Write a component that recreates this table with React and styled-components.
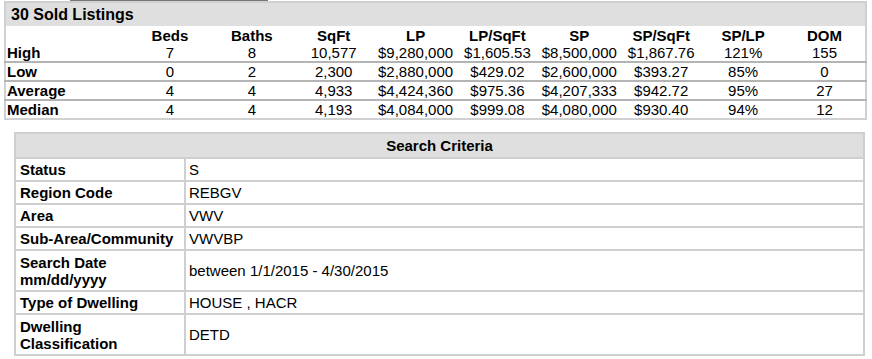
import React from "react";
import styled, { createGlobalStyle } from "styled-components";

const GlobalStyle = createGlobalStyle`
  body {
    margin: 0;
    background: #fff;
    font-family: "Liberation Sans", Arial, sans-serif;
    color: #000;
  }
`;

const Page = styled.div`
  display: flex;
  flex-direction: column;
  padding: 0 0 4px 0;
`;

const EdgeLine = styled.div`
  height: 1px;
  width: 198px;
  margin-left: 70px;
  background: #777;
`;

const StatsTable = styled.table`
  margin: 0 0 0 4px;
  width: 863px;
  border-collapse: collapse;
  border: 2px solid #d0d0d0;
  font-size: 15px;
  table-layout: fixed;
`;

const TitleCell = styled.th`
  background: #dfdfdf;
  text-align: left;
  font-size: 16px;
  font-weight: bold;
  padding: 3px 5px 2px;
  line-height: 18px;
`;

const HeadCell = styled.th`
  font-weight: bold;
  text-align: center;
  padding: 1px 2px 0;
  line-height: 17px;
`;

const StatRow = styled.tr`
  border-top: ${(p) => (p.$line ? "2px solid #b4b4b4" : "none")};
`;

const RowLabel = styled.td`
  font-weight: bold;
  text-align: left;
  padding: 0 1px;
  line-height: 17px;
`;

const Num = styled.td`
  text-align: center;
  padding: 0 2px;
  line-height: 17px;
  white-space: nowrap;
`;

const CriteriaTable = styled.table`
  margin: 12px 0 0 14px;
  width: 851px;
  border-collapse: collapse;
  font-size: 15px;
  table-layout: fixed;
`;

const CriteriaHead = styled.th`
  background: #dfdfdf;
  border: 2px solid #cfcfcf;
  font-weight: bold;
  text-align: center;
  padding: 3px 4px 3px;
  line-height: 17px;
`;

const KeyCell = styled.td`
  border: 2px solid #cfcfcf;
  font-weight: bold;
  padding: ${(p) => (p.$tall ? "3px 4px 2px" : "2px 4px 2px")};
  line-height: 17px;
  vertical-align: middle;
`;

const ValueCell = styled.td`
  border: 2px solid #cfcfcf;
  padding: 2px 3px;
  line-height: 17px;
  vertical-align: middle;
`;

const columns = ["Beds", "Baths", "SqFt", "LP", "LP/SqFt", "SP", "SP/SqFt", "SP/LP", "DOM"];

const stats = [
  ["High", "7", "8", "10,577", "$9,280,000", "$1,605.53", "$8,500,000", "$1,867.76", "121%", "155"],
  ["Low", "0", "2", "2,300", "$2,880,000", "$429.02", "$2,600,000", "$393.27", "85%", "0"],
  ["Average", "4", "4", "4,933", "$4,424,360", "$975.36", "$4,207,333", "$942.72", "95%", "27"],
  ["Median", "4", "4", "4,193", "$4,084,000", "$999.08", "$4,080,000", "$930.40", "94%", "12"],
];

const criteria = [
  ["Status", "S"],
  ["Region Code", "REBGV"],
  ["Area", "VWV"],
  ["Sub-Area/Community", "VWVBP"],
  [["Search Date", "mm/dd/yyyy"], "between 1/1/2015 - 4/30/2015"],
  ["Type of Dwelling", "HOUSE , HACR"],
  [["Dwelling", "Classification"], "DETD"],
];

export default function App() {
  return (
    <>
      <GlobalStyle />
      <Page>
        <EdgeLine />
        <StatsTable>
          <colgroup>
            <col style={{ width: 124 }} />
            {columns.map((c) => (
              <col key={c} />
            ))}
          </colgroup>
          <thead>
            <tr>
              <TitleCell colSpan={10}>30 Sold Listings</TitleCell>
            </tr>
            <tr>
              <HeadCell />
              {columns.map((c) => (
                <HeadCell key={c}>{c}</HeadCell>
              ))}
            </tr>
          </thead>
          <tbody>
            {stats.map((row, i) => (
              <StatRow key={row[0]} $line={i > 0}>
                <RowLabel>{row[0]}</RowLabel>
                {row.slice(1).map((v, j) => (
                  <Num key={j}>{v}</Num>
                ))}
              </StatRow>
            ))}
          </tbody>
        </StatsTable>

        <CriteriaTable>
          <colgroup>
            <col style={{ width: 170 }} />
            <col />
          </colgroup>
          <thead>
            <tr>
              <CriteriaHead colSpan={2}>Search Criteria</CriteriaHead>
            </tr>
          </thead>
          <tbody>
            {criteria.map(([k, v], i) => (
              <tr key={i}>
                <KeyCell $tall={Array.isArray(k)}>
                  {Array.isArray(k) ? (
                    <>
                      {k[0]}
                      <br />
                      {k[1]}
                    </>
                  ) : (
                    k
                  )}
                </KeyCell>
                <ValueCell>{v}</ValueCell>
              </tr>
            ))}
          </tbody>
        </CriteriaTable>
      </Page>
    </>
  );
}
-----
Reproduce the data word for word, excluding its pictures.

RESULT OF THE EXERCISE
Write a component that recreates this table with React and styled-components.
import React from "react";
import styled, { createGlobalStyle } from "styled-components";

const GlobalStyle = createGlobalStyle`
  body {
    margin: 0;
    background: #fff;
    font-family: "Liberation Sans", Arial, sans-serif;
    color: #000;
  }
`;

const Page = styled.div`
  display: flex;
  flex-direction: column;
  padding: 0 0 4px 0;
`;

const EdgeLine = styled.div`
  height: 1px;
  width: 198px;
  margin-left: 70px;
  background: #777;
`;

const StatsTable = styled.table`
  margin: 0 0 0 4px;
  width: 863px;
  border-collapse: collapse;
  border: 2px solid #d0d0d0;
  font-size: 15px;
  table-layout: fixed;
`;

const TitleCell = styled.th`
  background: #dfdfdf;
  text-align: left;
  font-size: 16px;
  font-weight: bold;
  padding: 3px 5px 2px;
  line-height: 18px;
`;

const HeadCell = styled.th`
  font-weight: bold;
  text-align: center;
  padding: 1px 2px 0;
  line-height: 17px;
`;

const StatRow = styled.tr`
  border-top: ${(p) => (p.$line ? "2px solid #b4b4b4" : "none")};
`;

const RowLabel = styled.td`
  font-weight: bold;
  text-align: left;
  padding: 0 1px;
  line-height: 17px;
`;

const Num = styled.td`
  text-align: center;
  padding: 0 2px;
  line-height: 17px;
  white-space: nowrap;
`;

const CriteriaTable = styled.table`
  margin: 12px 0 0 14px;
  width: 851px;
  border-collapse: collapse;
  font-size: 15px;
  table-layout: fixed;
`;

const CriteriaHead = styled.th`
  background: #dfdfdf;
  border: 2px solid #cfcfcf;
  font-weight: bold;
  text-align: center;
  padding: 3px 4px 3px;
  line-height: 17px;
`;

const KeyCell = styled.td`
  border: 2px solid #cfcfcf;
  font-weight: bold;
  padding: ${(p) => (p.$tall ? "3px 4px 2px" : "2px 4px 2px")};
  line-height: 17px;
  vertical-align: middle;
`;

const ValueCell = styled.td`
  border: 2px solid #cfcfcf;
  padding: 2px 3px;
  line-height: 17px;
  vertical-align: middle;
`;

const columns = ["Beds", "Baths", "SqFt", "LP", "LP/SqFt", "SP", "SP/SqFt", "SP/LP", "DOM"];

const stats = [
  ["High", "7", "8", "10,577", "$9,280,000", "$1,605.53", "$8,500,000", "$1,867.76", "121%", "155"],
  ["Low", "0", "2", "2,300", "$2,880,000", "$429.02", "$2,600,000", "$393.27", "85%", "0"],
  ["Average", "4", "4", "4,933", "$4,424,360", "$975.36", "$4,207,333", "$942.72", "95%", "27"],
  ["Median", "4", "4", "4,193", "$4,084,000", "$999.08", "$4,080,000", "$930.40", "94%", "12"],
];

const criteria = [
  ["Status", "S"],
  ["Region Code", "REBGV"],
  ["Area", "VWV"],
  ["Sub-Area/Community", "VWVBP"],
  [["Search Date", "mm/dd/yyyy"], "between 1/1/2015 - 4/30/2015"],
  ["Type of Dwelling", "HOUSE , HACR"],
  [["Dwelling", "Classification"], "DETD"],
];

export default function App() {
  return (
    <>
      <GlobalStyle />
      <Page>
        <EdgeLine />
        <StatsTable>
          <colgroup>
            <col style={{ width: 124 }} />
            {columns.map((c) => (
              <col key={c} />
            ))}
          </colgroup>
          <thead>
            <tr>
              <TitleCell colSpan={10}>30 Sold Listings</TitleCell>
            </tr>
            <tr>
              <HeadCell />
              {columns.map((c) => (
                <HeadCell key={c}>{c}</HeadCell>
              ))}
            </tr>
          </thead>
          <tbody>
            {stats.map((row, i) => (
              <StatRow key={row[0]} $line={i > 0}>
                <RowLabel>{row[0]}</RowLabel>
                {row.slice(1).map((v, j) => (
                  <Num key={j}>{v}</Num>
                ))}
              </StatRow>
            ))}
          </tbody>
        </StatsTable>

        <CriteriaTable>
          <colgroup>
            <col style={{ width: 170 }} />
            <col />
          </colgroup>
          <thead>
            <tr>
              <CriteriaHead colSpan={2}>Search Criteria</CriteriaHead>
            </tr>
          </thead>
          <tbody>
            {criteria.map(([k, v], i) => (
              <tr key={i}>
                <KeyCell $tall={Array.isArray(k)}>
                  {Array.isArray(k) ? (
                    <>
                      {k[0]}
                      <br />
                      {k[1]}
                    </>
                  ) : (
                    k
                  )}
                </KeyCell>
                <ValueCell>{v}</ValueCell>
              </tr>
            ))}
          </tbody>
        </CriteriaTable>
      </Page>
    </>
  );
}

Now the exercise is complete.